■ What the exercise asks ■
Write the data out again exactly, dropping any images it holds.

■ Data segment ■
## BEGIN

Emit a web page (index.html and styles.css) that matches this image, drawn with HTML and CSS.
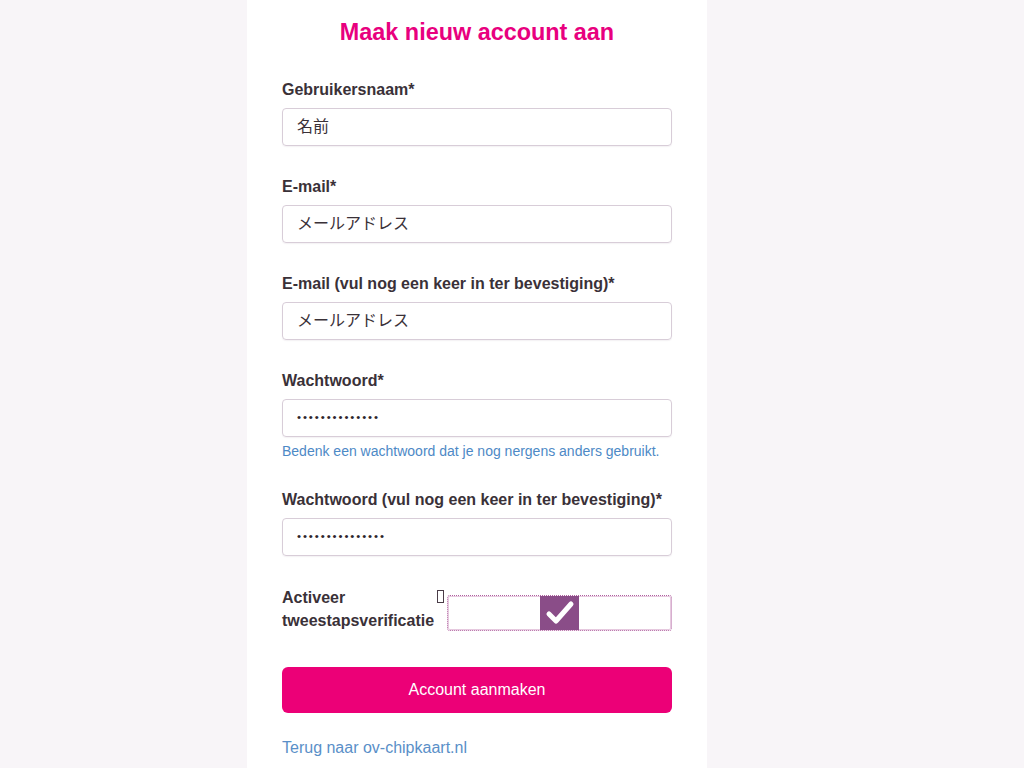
FILE: index.html
```html
<!DOCTYPE html>
<html lang="nl">
<head>
<meta charset="utf-8">
<title>Maak nieuw account aan</title>
<link rel="stylesheet" href="styles.css">
</head>
<body>
<div class="page">
  <main class="card">
    <h1 class="title">Maak nieuw account aan</h1>
    <form class="form">
      <div class="field">
        <label class="label">Gebruikersnaam*</label>
        <div class="input">名前</div>
      </div>
      <div class="field">
        <label class="label">E-mail*</label>
        <div class="input">メールアドレス</div>
      </div>
      <div class="field">
        <label class="label">E-mail (vul nog een keer in ter bevestiging)*</label>
        <div class="input">メールアドレス</div>
      </div>
      <div class="field">
        <label class="label">Wachtwoord*</label>
        <div class="input pw">••••••••••••••</div>
        <p class="hint">Bedenk een wachtwoord dat je nog nergens anders gebruikt.</p>
      </div>
      <div class="field">
        <label class="label">Wachtwoord (vul nog een keer in ter bevestiging)*</label>
        <div class="input pw">•••••••••••••••</div>
      </div>
      <div class="check-row">
        <label class="check-label">Activeer tweestapsverificatie<span class="missing"></span></label>
        <div class="toggle">
          <span class="tick">
            <svg width="30" height="26" viewBox="0 0 30 26"><path d="M4 14 L11 21 L26 4" fill="none" stroke="#fff" stroke-width="5" stroke-linecap="round" stroke-linejoin="round"/></svg>
          </span>
        </div>
      </div>
      <button type="button" class="submit">Account aanmaken</button>
      <a class="back" href="#">Terug naar ov-chipkaart.nl</a>
    </form>
  </main>
</div>
</body>
</html>
```
FILE: styles.css
```css
html, body {
  margin: 0;
  padding: 0;
}
body {
  background: #f8f5f8;
  font-family: "Liberation Sans", Arial, "Noto Sans CJK JP", sans-serif;
  color: #3a3138;
  height: 768px;
  overflow: hidden;
}
.page {
  display: flex;
  padding-left: 247px;
}
.card {
  width: 390px;
  background: #fff;
  padding: 19px 35px 40px 35px;
  min-height: 720px;
}
.title {
  margin: 0;
  font-size: 23.4px;
  line-height: 27px;
  font-weight: bold;
  color: #e8007e;
  text-align: center;
}
.form {
  display: flex;
  flex-direction: column;
  margin-top: 34px;
}
.field {
  display: flex;
  flex-direction: column;
  margin-bottom: 31px;
}
.label {
  font-size: 16px;
  line-height: 20px;
  font-weight: bold;
  margin-bottom: 8px;
  color: #3a3138;
}
.input {
  height: 36px;
  border: 1px solid #d8cdd8;
  border-radius: 4px;
  padding: 0 14px;
  font-size: 16px;
  line-height: 36px;
  color: #3a3138;
  font-family: "Liberation Sans", "Noto Sans CJK JP", sans-serif;
  box-shadow: 0 1px 1px rgba(120, 90, 120, 0.08);
}
.input.pw {
  font-size: 11.5px;
  letter-spacing: 1.9px;
  line-height: 35px;
  color: #2e262c;
}
.hint {
  margin: 6px 0 0 0;
  font-size: 14px;
  line-height: 16px;
  color: #4d89c6;
}
.check-row {
  display: flex;
  align-items: flex-start;
  gap: 3px;
}
.check-label {
  width: 162px;
  margin-top: -1px;
  font-size: 16px;
  line-height: 23px;
  font-weight: bold;
  color: #3a3138;
  position: relative;
}
.missing {
  position: absolute;
  left: 155px;
  top: 4px;
  width: 5px;
  height: 11px;
  border: 1px solid #4a3d48;
}
.toggle {
  flex: 1;
  height: 34px;
  margin-top: 8px;
  border: 1px dotted #b0609f;
  border-radius: 3px;
  display: flex;
  justify-content: center;
  box-shadow: inset 0 0 0 1px #e6c9df;
}
.tick {
  width: 39px;
  height: 34px;
  background: #8a4d88;
  display: flex;
  align-items: center;
  justify-content: center;
}
.submit {
  margin-top: 35px;
  height: 46px;
  border: none;
  border-radius: 6px;
  background: #ec0077;
  color: #fff;
  font-family: "Liberation Sans", Arial, sans-serif;
  font-size: 16px;
  cursor: pointer;
}
.back {
  margin-top: 26px;
  font-size: 16px;
  line-height: 18px;
  color: #5a8fc8;
  text-decoration: none;
}
```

## END

■ Task output ■
Emit a web page (index.html and styles.css) that matches this image, drawn with HTML and CSS.
FILE: index.html
```html
<!DOCTYPE html>
<html lang="nl">
<head>
<meta charset="utf-8">
<title>Maak nieuw account aan</title>
<link rel="stylesheet" href="styles.css">
</head>
<body>
<div class="page">
  <main class="card">
    <h1 class="title">Maak nieuw account aan</h1>
    <form class="form">
      <div class="field">
        <label class="label">Gebruikersnaam*</label>
        <div class="input">名前</div>
      </div>
      <div class="field">
        <label class="label">E-mail*</label>
        <div class="input">メールアドレス</div>
      </div>
      <div class="field">
        <label class="label">E-mail (vul nog een keer in ter bevestiging)*</label>
        <div class="input">メールアドレス</div>
      </div>
      <div class="field">
        <label class="label">Wachtwoord*</label>
        <div class="input pw">••••••••••••••</div>
        <p class="hint">Bedenk een wachtwoord dat je nog nergens anders gebruikt.</p>
      </div>
      <div class="field">
        <label class="label">Wachtwoord (vul nog een keer in ter bevestiging)*</label>
        <div class="input pw">•••••••••••••••</div>
      </div>
      <div class="check-row">
        <label class="check-label">Activeer tweestapsverificatie<span class="missing"></span></label>
        <div class="toggle">
          <span class="tick">
            <svg width="30" height="26" viewBox="0 0 30 26"><path d="M4 14 L11 21 L26 4" fill="none" stroke="#fff" stroke-width="5" stroke-linecap="round" stroke-linejoin="round"/></svg>
          </span>
        </div>
      </div>
      <button type="button" class="submit">Account aanmaken</button>
      <a class="back" href="#">Terug naar ov-chipkaart.nl</a>
    </form>
  </main>
</div>
</body>
</html>
```
FILE: styles.css
```css
html, body {
  margin: 0;
  padding: 0;
}
body {
  background: #f8f5f8;
  font-family: "Liberation Sans", Arial, "Noto Sans CJK JP", sans-serif;
  color: #3a3138;
  height: 768px;
  overflow: hidden;
}
.page {
  display: flex;
  padding-left: 247px;
}
.card {
  width: 390px;
  background: #fff;
  padding: 19px 35px 40px 35px;
  min-height: 720px;
}
.title {
  margin: 0;
  font-size: 23.4px;
  line-height: 27px;
  font-weight: bold;
  color: #e8007e;
  text-align: center;
}
.form {
  display: flex;
  flex-direction: column;
  margin-top: 34px;
}
.field {
  display: flex;
  flex-direction: column;
  margin-bottom: 31px;
}
.label {
  font-size: 16px;
  line-height: 20px;
  font-weight: bold;
  margin-bottom: 8px;
  color: #3a3138;
}
.input {
  height: 36px;
  border: 1px solid #d8cdd8;
  border-radius: 4px;
  padding: 0 14px;
  font-size: 16px;
  line-height: 36px;
  color: #3a3138;
  font-family: "Liberation Sans", "Noto Sans CJK JP", sans-serif;
  box-shadow: 0 1px 1px rgba(120, 90, 120, 0.08);
}
.input.pw {
  font-size: 11.5px;
  letter-spacing: 1.9px;
  line-height: 35px;
  color: #2e262c;
}
.hint {
  margin: 6px 0 0 0;
  font-size: 14px;
  line-height: 16px;
  color: #4d89c6;
}
.check-row {
  display: flex;
  align-items: flex-start;
  gap: 3px;
}
.check-label {
  width: 162px;
  margin-top: -1px;
  font-size: 16px;
  line-height: 23px;
  font-weight: bold;
  color: #3a3138;
  position: relative;
}
.missing {
  position: absolute;
  left: 155px;
  top: 4px;
  width: 5px;
  height: 11px;
  border: 1px solid #4a3d48;
}
.toggle {
  flex: 1;
  height: 34px;
  margin-top: 8px;
  border: 1px dotted #b0609f;
  border-radius: 3px;
  display: flex;
  justify-content: center;
  box-shadow: inset 0 0 0 1px #e6c9df;
}
.tick {
  width: 39px;
  height: 34px;
  background: #8a4d88;
  display: flex;
  align-items: center;
  justify-content: center;
}
.submit {
  margin-top: 35px;
  height: 46px;
  border: none;
  border-radius: 6px;
  background: #ec0077;
  color: #fff;
  font-family: "Liberation Sans", Arial, sans-serif;
  font-size: 16px;
  cursor: pointer;
}
.back {
  margin-top: 26px;
  font-size: 16px;
  line-height: 18px;
  color: #5a8fc8;
  text-decoration: none;
}
```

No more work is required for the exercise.